If businesses and cities around the globe switch to LED lighting, we can reduce our carbon footprint by more than 553 million tonnes of CO2, the amount of emissions that 25 million trees could sequester in a year. Making the switch would also generate electricity savings of 1,132 TWh, which is equivalent to the annual electricity consumption of 494 million households. This would save a total of €177 billion per year on electricity costs. 

For the UK and Ireland, switching to LED lighting in the professional lighting market could reduce CO2 emissions by 3.9 million tonnes, the amount of emissions that 175 million trees could sequester in a year. Making the switch would also generate electricity savings of 16.1 TWh, which is equivalent to the annual electricity consumption of more than 4.3 million households. This would mean a saving of €3.8 billion on electricity costs.

The switch to LED is just one part of the puzzle. The new generation of LEDs are not just energy efficient but connected. Converting to smart or connected LED lighting can reduce the built environment’s lighting-related energy consumption by up to 80%, offering carbon emissions reductions and bringing down electricity costs. 

Connecting LED lighting to a network and introducing sensors and controls further enhances their efficiency while laying the groundwork for a digital smart building framework that brings together multiple functions and applications, multiplying the benefits. A lighting system can be connected to other smart building technologies like sensors that can switch off lights in unoccupied rooms or adjust lighting levels in response to natural daylight conditions. Such systems can yield a 30% electricity saving over and above the savings from switching to LED. 

To add to the benefits, the lights themselves are sustainable and it is one of the quickest renovations that dramatically cuts carbon – it does not require large capital investments and has a short payback time.

Boosting the renovation rate

In professional lighting, the outlook shows that most opportunities are still ahead of us, as two thirds of the installed base is still conventional lighting technology. This means that we need to speed up renovation within commercial and industrial sectors as well as within housing, retrofitting older consumptive systems with more energy-efficient connected LED installations, and do it by 2030. A fundamental part of this transition is to more than double the annual rate of building renovation to 3% per year, as opposed to the current 1%.

As mentioned above, converting to connected LED lighting has the power to reduce the built environment’s lighting-related energy consumption by up to 80%. It will also deliver carbon reductions and reduce costs. It will improve the comfort of those using the building. And it will accelerate the adoption of smart technologies by governments, in industry, and in households across the world, reaping benefits in productivity, health, wellbeing, and digital innovation.

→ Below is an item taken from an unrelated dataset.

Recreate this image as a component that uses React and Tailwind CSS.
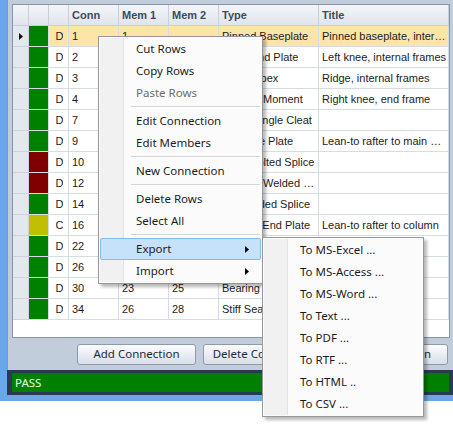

To achieve this, we need nations around the globe to revise their buildings codes and set high standards in the materials that are used, and the energy buildings consume, not just in our new buildings, but in our existing building stock, too.

The renovation revolution

In the European Union and the UK and Ireland, the Renovation Wave initiative aims to take on the challenge of upgrading aging buildings to keep our emissions within agreed levels. The initiative aims to double the annual energy renovation rate in the next 10 years. Such a plan yields multiple benefits, slashing emissions from our built environment while reducing energy poverty, improving quality of life, and creating skilled local jobs. The UK also has a resilience and recovery plan – The Ten Point Plan for a Green Industrial Revolution – which lays out a broad roadmap towards this goal and in particular its financing.

Decarbonising the UK and Ireland’s built environment is a significant challenge that also comes with major opportunities – accelerating the adoption of energy-efficient solutions and job creation. But with so much at stake, and with quick and significant additional gains on the table, it’s high time for our built environment to take its place on the world’s most important agenda.